The Islamic Republic also commemorates the Imam’s anniversary each year. Guests are invited from all over the world. Papers are presented and conferences held. The commemoration ceremonies culminate in a huge rally at the Imam’s mausoleum in Behesht-e Zahra Cemetery. Why has a committee of scholars not been appointed and provided facilities to undertake serious research into the writings and ideas of the Imam? It serves little purpose to produce numerous volumes of material of dubious quality and assume that nothing more is required. True, people continue to have a deep attachment to the memory of the Imam more than two decades after his departure from this world but his intellectual contribution is of a much higher order and needs to be addressed at the proper level.
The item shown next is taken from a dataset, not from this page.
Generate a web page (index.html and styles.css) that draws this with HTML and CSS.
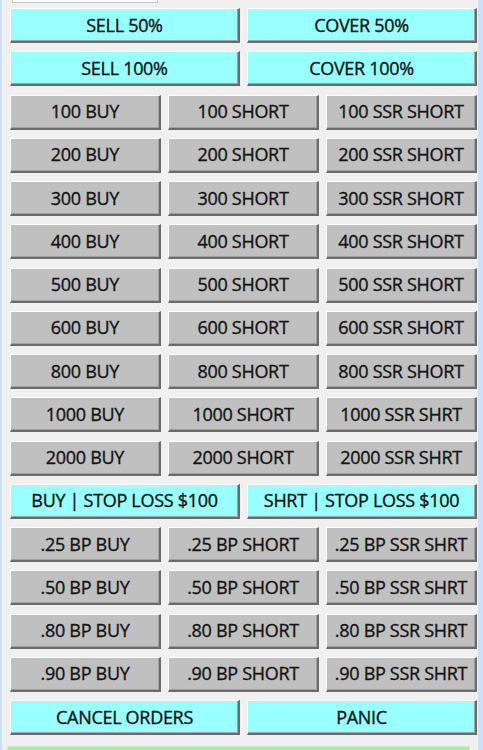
FILE: index.html
```html
<!DOCTYPE html>
<html>
<head>
<meta charset="utf-8">
<link rel="stylesheet" href="styles.css">
</head>
<body>
<div class="window">
  <div class="top-stub"></div>
  <div class="panel">
    <div class="row"><div class="btn cyan">SELL 50%</div><div class="btn cyan">COVER 50%</div></div>
    <div class="row"><div class="btn cyan">SELL 100%</div><div class="btn cyan">COVER 100%</div></div>
    <div class="row"><div class="btn">100 BUY</div><div class="btn">100 SHORT</div><div class="btn">100 SSR SHORT</div></div>
    <div class="row"><div class="btn">200 BUY</div><div class="btn">200 SHORT</div><div class="btn">200 SSR SHORT</div></div>
    <div class="row"><div class="btn">300 BUY</div><div class="btn">300 SHORT</div><div class="btn">300 SSR SHORT</div></div>
    <div class="row"><div class="btn">400 BUY</div><div class="btn">400 SHORT</div><div class="btn">400 SSR SHORT</div></div>
    <div class="row"><div class="btn">500 BUY</div><div class="btn">500 SHORT</div><div class="btn">500 SSR SHORT</div></div>
    <div class="row"><div class="btn">600 BUY</div><div class="btn">600 SHORT</div><div class="btn">600 SSR SHORT</div></div>
    <div class="row"><div class="btn">800 BUY</div><div class="btn">800 SHORT</div><div class="btn">800 SSR SHORT</div></div>
    <div class="row"><div class="btn">1000 BUY</div><div class="btn">1000 SHORT</div><div class="btn">1000 SSR SHRT</div></div>
    <div class="row"><div class="btn">2000 BUY</div><div class="btn">2000 SHORT</div><div class="btn">2000 SSR SHRT</div></div>
    <div class="row"><div class="btn cyan">BUY | STOP LOSS $100</div><div class="btn cyan">SHRT | STOP LOSS $100</div></div>
    <div class="row"><div class="btn">.25 BP BUY</div><div class="btn">.25 BP SHORT</div><div class="btn">.25 BP SSR SHRT</div></div>
    <div class="row"><div class="btn">.50 BP BUY</div><div class="btn">.50 BP SHORT</div><div class="btn">.50 BP SSR SHRT</div></div>
    <div class="row"><div class="btn">.80 BP BUY</div><div class="btn">.80 BP SHORT</div><div class="btn">.80 BP SSR SHRT</div></div>
    <div class="row"><div class="btn">.90 BP BUY</div><div class="btn">.90 BP SHORT</div><div class="btn">.90 BP SSR SHRT</div></div>
    <div class="row"><div class="btn cyan">CANCEL ORDERS</div><div class="btn cyan">PANIC</div></div>
  </div>
  <div class="status-bar"></div>
</div>
</body>
</html>
```
FILE: styles.css
```css
html, body {
  margin: 0;
  padding: 0;
  background: #f0f0f0;
}
.window {
  width: 483px;
  height: 750px;
  box-sizing: border-box;
  background: #f0f0f0;
  border-left: 2px solid #cfdff3;
  border-right: 5px solid #cfdff3;
  overflow: hidden;
  position: relative;
}
.top-stub {
  position: absolute;
  top: -3px;
  left: 10px;
  width: 144px;
  height: 4px;
  background: #fafafa;
  border: 1px solid #c8c8c8;
}
.panel {
  display: flex;
  flex-direction: column;
  gap: 8.25px;
  padding: 8px 0 0 8px;
  width: 467px;
}
.row {
  display: flex;
  gap: 7px;
  height: 35px;
}
.btn {
  flex: 1 1 0;
  min-width: 0;
  box-sizing: border-box;
  display: flex;
  align-items: center;
  justify-content: center;
  background: #c0c0c0;
  border-top: 1px solid #ffffff;
  border-left: 1px solid #ffffff;
  border-right: 2px solid #6b6b6b;
  border-bottom: 2px solid #6b6b6b;
  box-shadow: inset -1px -1px 0 #a0a0a0;
  font-family: "Open Sans", "Liberation Sans", sans-serif;
  font-size: 18px;
  letter-spacing: -0.3px;
  color: #141414;
  -webkit-text-stroke: 0.35px #141414;
  white-space: nowrap;
  overflow: hidden;
  padding-bottom: 1px;
}
.btn.cyan {
  background: #99ffff;
}
.status-bar {
  position: absolute;
  left: 5px;
  bottom: -6px;
  width: 461px;
  height: 8px;
  background: #a6f0a0;
  border: 1px solid #c8f0c0;
}
```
This small booklet is a humble attempt to get a glimpse into the very rich and eventful life of the Imam. I am grateful to the contributors for agreeing to write papers at such short notice. This book has been put together, literally, in two weeks, hence the rather sketchy presentations. Given more time and resources, a great deal more could have been achieved. Lack of time has prevented us from dealing with subjects in more depth or dealing with diverse subjects related to the life of the Imam. Perhaps one subject that can be addressed in detail in the future is a comparison between the methods employed by the Imam in steering the Islamic movement in Iran to success and the failure of other movements in achieving this goal. This would provide important lessons for the global Islamic movement. It is through the process of learning from our successes as well as failures that we would be able to better tackle the challenges confronting us.
We pray that this humble effort would be received in the spirit in which it is written: as a genuine attempt to shed light on a very small part of the Imam’s great life. It is not an academic work; rather, it reflects the views of the contributors focusing on certain specific aspects. We hope others will take up the challenge and do much more because a great deal more is needed.